To be clear, the invasive roadside squeegeeing is illegal in Baltimore, and has been for years – but the police don’t do anything about it since the elected officials are basically telling them to give a hands-off approach. Even after all the violent crimes connected to squeegee kids, Baltimore State’s Attorney Marilyn Mosby outwardly stated her office isn’t going to prosecute anyone for the roadside extortion racket, and even Mayor Brandon Scott has said he doesn’t want to see squeegee kids getting arrested.

For reasons beyond comprehension, Baltimore is seemingly the only major U.S. city that has had a persistent problem pertaining to squeegee kids since the 1980s and has yet to properly address the matter by enforcing the laws on the books that explicitly outlaw the roadside extortion.

In Baltimore’s western district, officials deployed a program to literally give the squeegee kids money in exchange for no longer participating in the squeegeeing business – or as former Maryland Juvenile Justice Coalition Director Kinji Scott mockingly put it, paying “children not to be bad.”

“I don’t care if you give them $3,000. That doesn’t resolve the issue… We don’t pay children not to be bad. We show them how not to be bad. This is a great insult.”

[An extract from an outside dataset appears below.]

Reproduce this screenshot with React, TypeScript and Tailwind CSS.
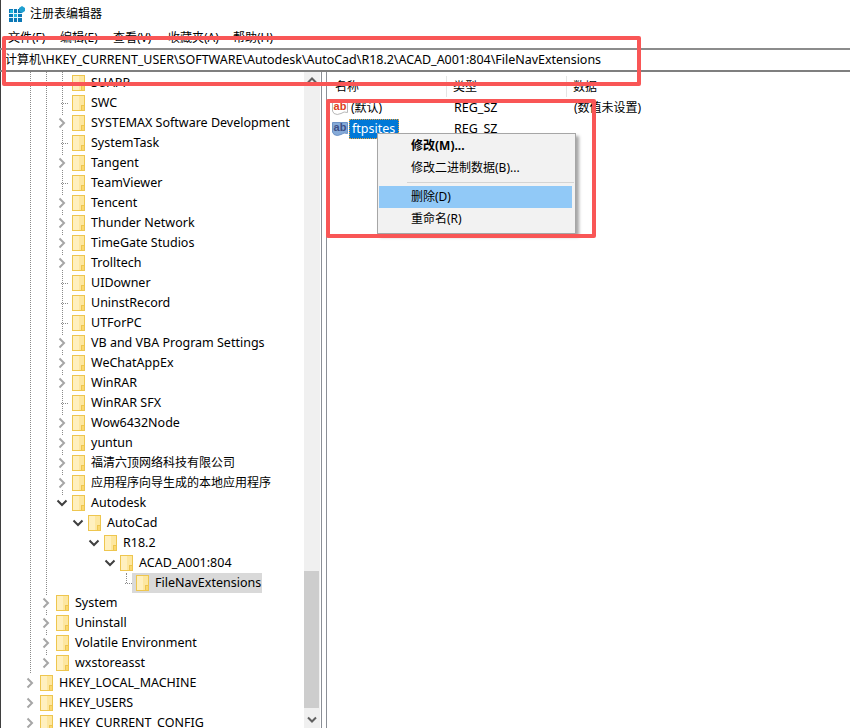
const uiFont = "font-['Noto_Sans','Noto_Sans_CJK_SC',sans-serif]"

type TreeRow = {
  label: string
  pad: string
  node: "closed" | "open" | "leaf"
  cjk?: boolean
  selected?: boolean
}

const rows: TreeRow[] = [
  { label: "SUAPP", pad: "pl-[54px]", node: "leaf" },
  { label: "SWC", pad: "pl-[54px]", node: "leaf" },
  { label: "SYSTEMAX Software Development", pad: "pl-[54px]", node: "closed" },
  { label: "SystemTask", pad: "pl-[54px]", node: "leaf" },
  { label: "Tangent", pad: "pl-[54px]", node: "closed" },
  { label: "TeamViewer", pad: "pl-[54px]", node: "leaf" },
  { label: "Tencent", pad: "pl-[54px]", node: "closed" },
  { label: "Thunder Network", pad: "pl-[54px]", node: "closed" },
  { label: "TimeGate Studios", pad: "pl-[54px]", node: "closed" },
  { label: "Trolltech", pad: "pl-[54px]", node: "closed" },
  { label: "UIDowner", pad: "pl-[54px]", node: "leaf" },
  { label: "UninstRecord", pad: "pl-[54px]", node: "leaf" },
  { label: "UTForPC", pad: "pl-[54px]", node: "leaf" },
  { label: "VB and VBA Program Settings", pad: "pl-[54px]", node: "closed" },
  { label: "WeChatAppEx", pad: "pl-[54px]", node: "closed" },
  { label: "WinRAR", pad: "pl-[54px]", node: "closed" },
  { label: "WinRAR SFX", pad: "pl-[54px]", node: "leaf" },
  { label: "Wow6432Node", pad: "pl-[54px]", node: "closed" },
  { label: "yuntun", pad: "pl-[54px]", node: "closed" },
  { label: "福清六顶网络科技有限公司", pad: "pl-[54px]", node: "closed", cjk: true },
  { label: "应用程序向导生成的本地应用程序", pad: "pl-[54px]", node: "closed", cjk: true },
  { label: "Autodesk", pad: "pl-[54px]", node: "open" },
  { label: "AutoCad", pad: "pl-[70px]", node: "open" },
  { label: "R18.2", pad: "pl-[86px]", node: "open" },
  { label: "ACAD_A001:804", pad: "pl-[102px]", node: "open" },
  { label: "FileNavExtensions", pad: "pl-[118px]", node: "leaf", selected: true },
  { label: "System", pad: "pl-[38px]", node: "closed" },
  { label: "Uninstall", pad: "pl-[38px]", node: "closed" },
  { label: "Volatile Environment", pad: "pl-[38px]", node: "closed" },
  { label: "wxstoreasst", pad: "pl-[38px]", node: "closed" },
  { label: "HKEY_LOCAL_MACHINE", pad: "pl-[22px]", node: "closed" },
  { label: "HKEY_USERS", pad: "pl-[22px]", node: "closed" },
  { label: "HKEY_CURRENT_CONFIG", pad: "pl-[22px]", node: "closed" },
]

function Folder() {
  return (
    <svg width="13" height="16" viewBox="0 0 13 16" className="shrink-0">
      <rect x="0.5" y="0.5" width="12" height="15" fill="#fde7a0" stroke="#eec64f" />
      <rect x="1" y="1" width="6" height="14" fill="#fff0bf" />
      <rect x="9.5" y="10.5" width="3" height="5" fill="#fbd86f" stroke="#eec64f" strokeWidth="1" />
    </svg>
  )
}

function Node({ kind }: { kind: TreeRow["node"] }) {
  if (kind === "leaf") {
    return (
      <div className="w-4 h-5 shrink-0 flex items-center justify-end pr-[2px]">
        <div className="w-[7px] border-t border-dotted border-[#8a8a8a]" />
      </div>
    )
  }
  return (
    <div className="w-4 h-[14px] shrink-0 flex items-center justify-center bg-white relative">
      {kind === "closed" ? (
        <svg width="8" height="12" viewBox="0 0 8 12">
          <path d="M1.5 1.5 L6 6 L1.5 10.5" fill="none" stroke="#a6a6a6" strokeWidth="2" />
        </svg>
      ) : (
        <svg width="12" height="8" viewBox="0 0 12 8">
          <path d="M1.5 1.5 L6 6 L10.5 1.5" fill="none" stroke="#404040" strokeWidth="2" />
        </svg>
      )}
    </div>
  )
}

function RegIcon({ selected }: { selected?: boolean }) {
  return (
    <svg width="16" height="16" viewBox="0 0 16 16" className="shrink-0">
      <path
        d="M0.5 1.5 H15.5 V12.5 Q12 11 9 13.5 Q5 15.5 2 13.5 L0.5 11 Z"
        fill={selected ? "#85aad8" : "#ffffff"}
        stroke={selected ? "#6d93c6" : "#b8b8b8"}
      />
      <text
        x="8"
        y="10"
        textAnchor="middle"
        fontSize="11"
        fontWeight="700"
        fontFamily="'Liberation Sans', sans-serif"
        fill={selected ? "#3c4f86" : "#dc3f22"}
      >
        ab
      </text>
    </svg>
  )
}

function AppIcon() {
  return (
    <svg width="16" height="16" viewBox="0 0 16 16" className="shrink-0">
      <rect x="0" y="3" width="13" height="13" fill="#0b77b5" />
      <path d="M4.5 3V16M8.5 3V16M0 7.5H13M0 11.5H13" stroke="#e8f6fb" strokeWidth="1" />
      <rect x="5" y="8" width="3" height="3" fill="#21b5dc" />
      <rect x="1" y="4" width="3" height="3" fill="#21b5dc" />
      <path d="M13 0 L16 2 L16 5 L13 7 L10 5 L10 2 Z" fill="#1f9fd0" />
    </svg>
  )
}

export default function App() {
  return (
    <div
      className={`relative w-[850px] h-[728px] overflow-hidden bg-white text-black flex flex-col shadow-[inset_1px_0_0_#3f3f3f] ${uiFont}`}
    >
      <div className="h-7 shrink-0 flex items-center pl-[9px] gap-[5px] text-[12px]">
        <AppIcon />
        <span>注册表编辑器</span>
      </div>

      <div className="h-5 shrink-0 flex items-center pl-2 text-[12px]">
        <span className="w-[52px]">文件(F)</span>
        <span className="w-[53px]">编辑(E)</span>
        <span className="w-[55px]">查看(V)</span>
        <span className="w-[65px]">收藏夹(A)</span>
        <span>帮助(H)</span>
      </div>

      <div className="h-6 shrink-0 flex items-center pl-[5px] border-y-2 border-y-[#7f7f7f] border-t-[#8c8c8c] text-[12.5px] tracking-[-0.025px]">
        <span className="text-[12px]">计算机</span>
        <span>\HKEY_CURRENT_USER\SOFTWARE\Autodesk\AutoCad\R18.2\ACAD_A001:804\FileNavExtensions</span>
      </div>

      <div className="flex-1 flex min-h-0">
        <div className="relative w-[304px] shrink-0 overflow-hidden pt-px">
          <div className="absolute left-[30px] top-0 h-[601px] border-l border-dotted border-[#8a8a8a]" />
          <div className="absolute left-[46px] top-0 h-[591px] border-l border-dotted border-[#8a8a8a]" />
          <div className="absolute left-[62px] top-0 h-[431px] border-l border-dotted border-[#8a8a8a]" />
          <div className="absolute left-[126px] top-[501px] h-[10px] border-l border-dotted border-[#8a8a8a]" />

          {rows.map((row) => (
            <div key={row.label} className={`relative flex items-center h-5 ${row.pad}`}>
              <Node kind={row.node} />
              <div
                className={`flex items-center h-5 gap-[6px] ${
                  row.selected ? "bg-[#d9d9d9] -ml-[2px] pl-1 pr-1 w-[130px]" : "pl-[2px]"
                }`}
              >
                <Folder />
                <span className={`whitespace-nowrap ${row.cjk ? "text-[12px]" : "text-[12.5px]"}`}>{row.label}</span>
              </div>
            </div>
          ))}
        </div>

        <div className="w-4 shrink-0 bg-[#f0f0f0] flex flex-col items-center justify-between relative">
          <svg width="10" height="7" viewBox="0 0 10 7" className="mt-[5px]">
            <path d="M1 5.5 L5 1.5 L9 5.5" fill="none" stroke="#606060" strokeWidth="2" />
          </svg>
          <div className="absolute left-0 top-[499px] w-[15px] h-[137px] bg-[#cdcdcd]" />
          <svg width="10" height="7" viewBox="0 0 10 7" className="mb-[5px]">
            <path d="M1 1.5 L5 5.5 L9 1.5" fill="none" stroke="#606060" strokeWidth="2" />
          </svg>
        </div>

        <div className="w-[6px] shrink-0 border-x border-[#8b8f96] ml-px bg-white" />

        <div className="flex-1 min-w-0 pl-[5px]">
          <div className="h-[25px] flex text-[12px] pt-1">
            <div className="w-[115px] pl-[3px] border-r border-[#e5e5e5] leading-[22px]">名称</div>
            <div className="w-[120px] pl-[6px] border-r border-[#e5e5e5] leading-[22px]">类型</div>
            <div className="pl-[6px] leading-[22px]">数据</div>
          </div>

          <div className="flex items-center h-5 text-[12px] mt-[1px]">
            <div className="w-[115px] flex items-center gap-[3px]">
              <RegIcon />
              <span>(默认)</span>
            </div>
            <div className="w-[120px] pl-[7px] text-[12.5px]">REG_SZ</div>
            <div className="pl-[7px]">(数值未设置)</div>
          </div>

          <div className="flex items-center h-5 text-[12px] mt-[1px]">
            <div className="w-[115px] flex items-center gap-px">
              <RegIcon selected />
              <span className="h-5 w-[50px] pl-[2px] bg-[#0078d7] text-white border border-dotted border-[#e8a23c] text-[12.5px] leading-[18px]">
                ftpsites
              </span>
            </div>
            <div className="w-[120px] pl-[7px] text-[12.5px]">REG_SZ</div>
          </div>
        </div>
      </div>

      {/* right click menu */}
      <div className="absolute left-[377px] top-[133px] w-[199px] h-[101px] bg-[#f2f2f2] border border-[#a6a6a6] shadow-[3px_3px_3px_rgba(0,0,0,0.35)] pt-px px-px text-[12px]">
        <div className="h-[22px] pl-8 leading-[22px] font-bold">修改(M)...</div>
        <div className="h-[22px] pl-8 leading-[22px]">修改二进制数据(B)...</div>
        <div className="h-[7px] pl-7 flex items-center">
          <div className="w-full border-t border-[#d4d4d4]" />
        </div>
        <div className="h-[22px] pl-8 leading-[22px] bg-[#91c9f7] mr-[2px]">删除(D)</div>
        <div className="h-[22px] pl-8 leading-[22px]">重命名(R)</div>
      </div>

      {/* red annotation boxes */}
      <div className="absolute left-[2px] top-[36px] w-[639px] h-[50px] border-4 border-[#f95656] rounded-[2px]" />
      <div className="absolute left-[326px] top-[99px] w-[270px] h-[139px] border-4 border-[#f95656] rounded-[2px]" />
    </div>
  )
}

As of November 13th, the best Mayor Scott can seemingly do is to only prohibit squeegee kids from operating at “six high-volume corners” within the city, meaning all that will happen as a result will be that the extortion racket will take place at different street corners moving forward – because nothing makes extortion more palatable quite like telling would-be victims that at least they’ll have a change of scenery while enduring shakedowns in their vehicles.